# STORED ROWS start

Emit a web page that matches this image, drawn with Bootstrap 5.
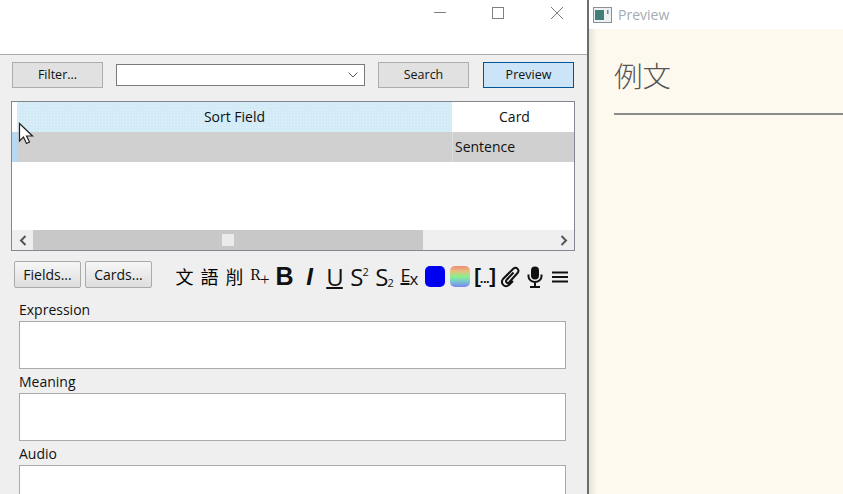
<!DOCTYPE html>
<html lang="en">
<head>
  <meta charset="UTF-8" />
  <meta name="viewport" content="width=device-width, initial-scale=1" />
  <title>Browse - Preview</title>
  <link href="https://cdn.jsdelivr.net/npm/bootstrap@5.3.0/dist/css/bootstrap.min.css" rel="stylesheet" />
  <style>
    html, body {
      height: 100%;
      overflow: hidden;
      background: #fff;
    }

    body {
      font-family: "Open Sans", "Noto Sans CJK TC", sans-serif;
      font-size: 14px;
      color: #111;
    }

    .browser-pane {
      width: 587px;
      height: 494px;
      overflow: hidden;
      background: #efefef;
    }

    .browser-pane > * { flex-shrink: 0; }

    .title-strip {
      height: 55px;
      background: #fff;
      border-bottom: 1px solid #aaa;
      padding-top: 7px;
    }

    .win-ctl {
      width: 13px;
      height: 13px;
      display: block;
      fill: none;
      stroke: #808080;
      stroke-width: 1;
    }

    .win-ctl-gap { gap: 46px; padding-right: 23px; }

    .search-row {
      padding: 7px 13px 0 12px;
      height: 46px;
    }

    .flat-btn {
      width: 91px;
      height: 26px;
      padding: 0;
      font-size: 12.5px;
      color: #111;
      background: #e1e1e1;
      border: 1px solid #adadad;
      border-radius: 0;
      line-height: 24px;
    }

    .flat-btn-on {
      background: #cce4f7;
      border-color: #005499;
    }

    .combo-box {
      width: 249px;
      height: 22px;
      margin: 2px 13px 0;
      background: #fff;
      border: 1px solid #7a7a7a;
      padding-right: 6px;
    }

    .combo-box svg { width: 10px; height: 6px; }

    .note-grid {
      width: 564px;
      height: 150px;
      margin-left: 11px;
      background: #fff;
      border: 1px solid #828790;
    }

    .grid-row { height: 30px; }

    .gutter { width: 5px; }
    .gutter-head { background: #fff; }
    .gutter-sel { background: #b9d9f2; }

    .col-sort { width: 435px; }
    .col-card { width: 122px; }
    .col-card-head { padding-left: 3px; }

    .head-sort {
      background-color: #d3ebf7;
      background-image: radial-gradient(#e1f2fa 1px, transparent 1px);
      background-size: 3px 3px;
    }

    .cell-text { font-size: 14px; line-height: 30px; }

    .row-picked { background: #d0d0d0; }
    .col-card-body { border-left: 1px solid #dcdcdc; padding-left: 2px; }

    .grid-blank { height: 68px; margin-left: 5px; }

    .h-scroll {
      height: 20px;
      background: #efefef;
    }

    .scroll-arrow {
      width: 21px;
      height: 20px;
    }

    .scroll-arrow svg { width: 10px; height: 11px; }

    .scroll-track {
      width: 390px;
      height: 20px;
      background: #c8c8c8;
    }

    .scroll-grip {
      width: 12px;
      height: 12px;
      background: #eaeaea;
    }

    .tool-row {
      height: 36px;
      margin-top: 10px;
      padding-left: 14px;
    }

    .soft-btn {
      height: 27px;
      width: 67px;
      padding: 0;
      font-size: 14px;
      color: #111;
      background: linear-gradient(#f6f6f6, #dedede);
      border: 1px solid #aaa;
      border-radius: 2px;
      line-height: 24px;
    }

    .soft-btn + .soft-btn { margin-left: 4px; }

    .tool-set { margin-left: 20px; padding-top: 2px; }

    .tool-ico {
      width: 25px;
      height: 27px;
      text-align: center;
      line-height: 27px;
      color: #111;
      white-space: nowrap;
    }

    .ico-han { font-size: 18px; font-family: "Noto Sans CJK TC", serif; font-weight: 400; color: #000; }
    .ico-serif { font-family: "Liberation Serif", serif; font-size: 16px; line-height: 24px; padding-left: 1px; }
    .ico-serif span { font-size: 17px; position: relative; top: 5px; margin-left: -1px; font-weight: 300; }
    .ico-bold { font-family: "Liberation Sans", sans-serif; font-weight: 700; font-size: 25px; }
    .ico-ital { font-family: "Liberation Sans", sans-serif; font-weight: 700; font-style: italic; font-size: 24px; }
    .ico-line { font-family: "Open Sans", sans-serif; font-size: 24px; letter-spacing: -1px; }
    .ico-under { text-decoration: underline; text-underline-offset: 1px; text-decoration-thickness: 1.5px; }
    .ico-line sup, .ico-line sub { font-size: 11px; letter-spacing: 0; }
    .ico-line sup { top: -10px; }
    .ico-line sub { bottom: -1px; }
    .ico-erase { font-size: 18px; line-height: 24px; }
    .ico-erase sub { font-size: 17px; bottom: -3px; }
    .ico-cloze { font-family: "Liberation Sans", sans-serif; font-size: 20px; font-weight: 700; letter-spacing: -1px; }
    .ico-cloze b { font-size: 13px; letter-spacing: -0.5px; }

    .swatch {
      width: 20px;
      height: 21px;
      border-radius: 5px;
    }

    .swatch-blue { background: #0000f0; }
    .swatch-rainbow { background: linear-gradient(#f08a78, #e6c080 25%, #8cef88 50%, #78d0c8 70%, #7a86ee); }

    .tool-ico svg { width: 22px; height: 22px; }

    .field-stack { padding: 2px 21px 0 19px; }
    .field-name { line-height: 22px; height: 22px; font-size: 14px; }
    .field-box {
      height: 48px;
      background: #fff;
      border: 1px solid #aaa;
      margin-bottom: 2px;
    }

    .arrow-cursor {
      position: absolute;
      left: 18px;
      top: 122px;
      width: 18px;
      height: 25px;
    }

    .preview-pane {
      background: #fff;
      border-left: 2px solid #6d6d6d;
    }

    .preview-title {
      height: 29px;
      padding-left: 4px;
      color: #a3abb3;
      font-size: 14px;
    }

    .preview-title svg { width: 19px; height: 16px; margin-right: 6px; }

    .preview-body {
      background: linear-gradient(to right, #e8e3da, #fef9ef 8px);
      padding: 26px 0 0 25px;
    }

    .preview-head {
      font-family: "Noto Sans CJK JP", serif;
      font-size: 28.5px;
      font-weight: 300;
      color: #555;
      line-height: 40px;
      height: 60px;
      border-bottom: 2px solid #8c8c8c;
      margin: 0;
    }
  </style>
</head>
<body>
  <div class="d-flex position-relative">

    <!-- Browser window -->
    <div class="browser-pane flex-shrink-0 d-flex flex-column">
      <div class="title-strip d-flex justify-content-end win-ctl-gap">
        <svg class="win-ctl" viewBox="0 0 13 13"><path d="M1 5.500H13" /></svg>
        <svg class="win-ctl" viewBox="0 0 13 13"><rect x="0.500" y="0.500" width="11" height="11" /></svg>
        <svg class="win-ctl" viewBox="0 0 13 13"><path d="M0 0L12 12M12 0L0 12" /></svg>
      </div>

      <div class="search-row d-flex align-items-start">
        <button class="btn flat-btn" type="button">Filter...</button>
        <div class="combo-box d-flex align-items-center justify-content-end">
          <svg viewBox="0 0 10 6"><path d="M0.500 0.500L5 5L9.500 0.500" fill="none" stroke="#555" /></svg>
        </div>
        <button class="btn flat-btn" type="button">Search</button>
        <button class="btn flat-btn flat-btn-on ms-auto" type="button">Preview</button>
      </div>

      <!-- Notes table -->
      <div class="note-grid d-flex flex-column">
        <div class="grid-row d-flex">
          <div class="gutter gutter-head"></div>
          <div class="col-sort head-sort cell-text text-center">Sort Field</div>
          <div class="col-card col-card-head cell-text text-center">Card</div>
        </div>
        <div class="grid-row d-flex row-picked">
          <div class="gutter gutter-sel"></div>
          <div class="col-sort"></div>
          <div class="col-card col-card-body cell-text">Sentence</div>
        </div>
        <div class="grid-blank"></div>
        <div class="h-scroll d-flex">
          <div class="scroll-arrow d-flex align-items-center justify-content-center flex-shrink-0">
            <svg viewBox="0 0 10 11"><path d="M7.500 1L3 5.500L7.500 10" fill="none" stroke="#555" stroke-width="2" /></svg>
          </div>
          <div class="scroll-track d-flex align-items-center justify-content-center">
            <div class="scroll-grip"></div>
          </div>
          <div class="scroll-arrow d-flex align-items-center justify-content-center ms-auto flex-shrink-0">
            <svg viewBox="0 0 10 11"><path d="M2.500 1L7 5.500L2.500 10" fill="none" stroke="#555" stroke-width="2" /></svg>
          </div>
        </div>
      </div>

      <!-- Editor toolbar -->
      <div class="tool-row d-flex align-items-start">
        <button class="btn soft-btn" type="button">Fields...</button>
        <button class="btn soft-btn" type="button">Cards...</button>
        <div class="tool-set d-flex">
          <div class="tool-ico ico-han">文</div>
          <div class="tool-ico ico-han">語</div>
          <div class="tool-ico ico-han">削</div>
          <div class="tool-ico ico-serif">R<span>+</span></div>
          <div class="tool-ico ico-bold">B</div>
          <div class="tool-ico ico-ital">I</div>
          <div class="tool-ico ico-line"><span class="ico-under">U</span></div>
          <div class="tool-ico ico-line">S<sup>2</sup></div>
          <div class="tool-ico ico-line">S<sub>2</sub></div>
          <div class="tool-ico ico-line ico-erase"><span class="ico-under">E</span><sub>x</sub></div>
          <div class="tool-ico d-flex align-items-center justify-content-center"><div class="swatch swatch-blue"></div></div>
          <div class="tool-ico d-flex align-items-center justify-content-center"><div class="swatch swatch-rainbow"></div></div>
          <div class="tool-ico ico-cloze">[<b>...</b>]</div>
          <div class="tool-ico d-flex align-items-center justify-content-center">
            <svg viewBox="0 0 22 22"><path d="M14.500 6.500L7.500 14C6 16 8.500 18 10 16.500L18.500 7C21 4 17.500 0.500 14.500 2.500L4 13C1 17 5.500 22.500 10 19L14 15" fill="none" stroke="#111" stroke-width="2" /></svg>
          </div>
          <div class="tool-ico d-flex align-items-center justify-content-center">
            <svg viewBox="0 0 22 22"><rect x="7" y="0.500" width="8" height="13" rx="4" fill="#111" /><path d="M4.500 8.500V10.500C4.500 14 8 16 11 16S17.500 14 17.500 10.500V8.500M11 16V20M6 21H16" fill="none" stroke="#111" stroke-width="2" /></svg>
          </div>
          <div class="tool-ico d-flex align-items-center justify-content-center">
            <svg viewBox="0 0 22 22"><path d="M3 6.500H19M3 11H19M3 15.500H19" fill="none" stroke="#111" stroke-width="2.200" /></svg>
          </div>
        </div>
      </div>

      <!-- Fields -->
      <div class="field-stack">
        <div class="field-name">Expression</div>
        <div class="field-box"></div>
        <div class="field-name">Meaning</div>
        <div class="field-box"></div>
        <div class="field-name">Audio</div>
        <div class="field-box"></div>
      </div>
    </div>

    <!-- Preview window -->
    <div class="preview-pane flex-grow-1 d-flex flex-column vh-100">
      <div class="preview-title d-flex align-items-center">
        <svg viewBox="0 0 19 16">
          <rect x="0.500" y="0.500" width="18" height="15" fill="#eef1f3" stroke="#8a9096" />
          <rect x="2" y="3" width="9" height="10" fill="#3f7f78" />
          <rect x="14" y="3" width="1.500" height="4" fill="#5a8f99" />
        </svg>
        <span>Preview</span>
      </div>
      <div class="preview-body flex-grow-1">
        <h1 class="preview-head">例文</h1>
      </div>
    </div>

    <!-- Mouse pointer over the table -->
    <svg class="arrow-cursor" viewBox="0 0 18 25">
      <path d="M1.500 1.500V19L5.500 15L8.500 21.500L11.500 20L8.500 14H14.500Z" fill="#fff" stroke="#222" stroke-width="1.200" />
    </svg>
  </div>

  <script src="https://cdn.jsdelivr.net/npm/bootstrap@5.3.0/dist/js/bootstrap.bundle.min.js"></script>
</body>
</html>
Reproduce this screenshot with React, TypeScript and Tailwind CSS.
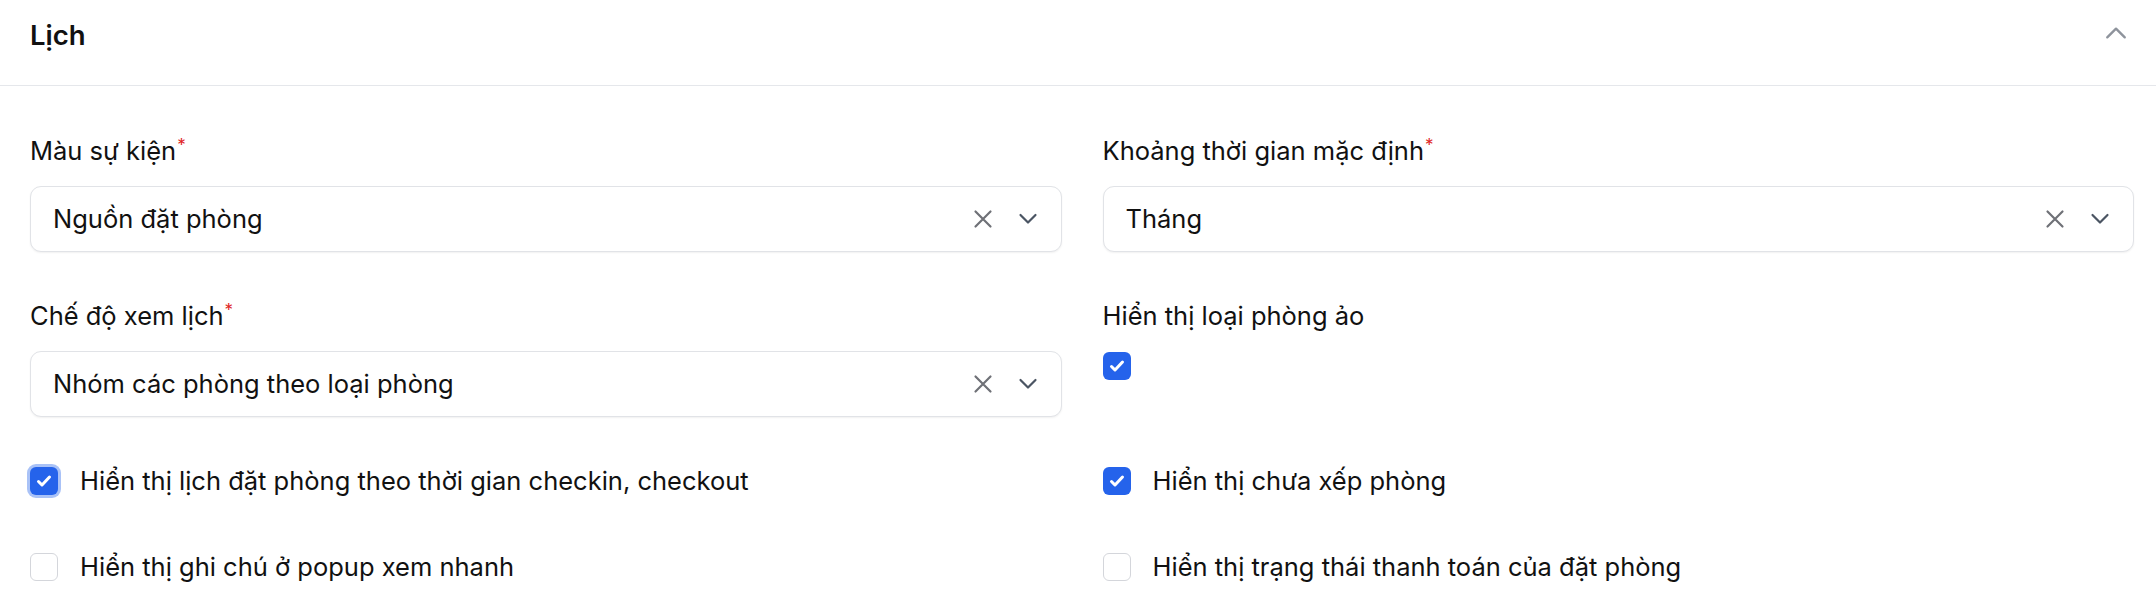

# STORED ROWS end

SET EXERCISE: Every line that holds the string "image" should be returned.

RESPONSE TO THIS EXERCISE:
Emit a web page that matches this image, drawn with Bootstrap 5.
      background-image: radial-gradient(#e1f2fa 1px, transparent 1px);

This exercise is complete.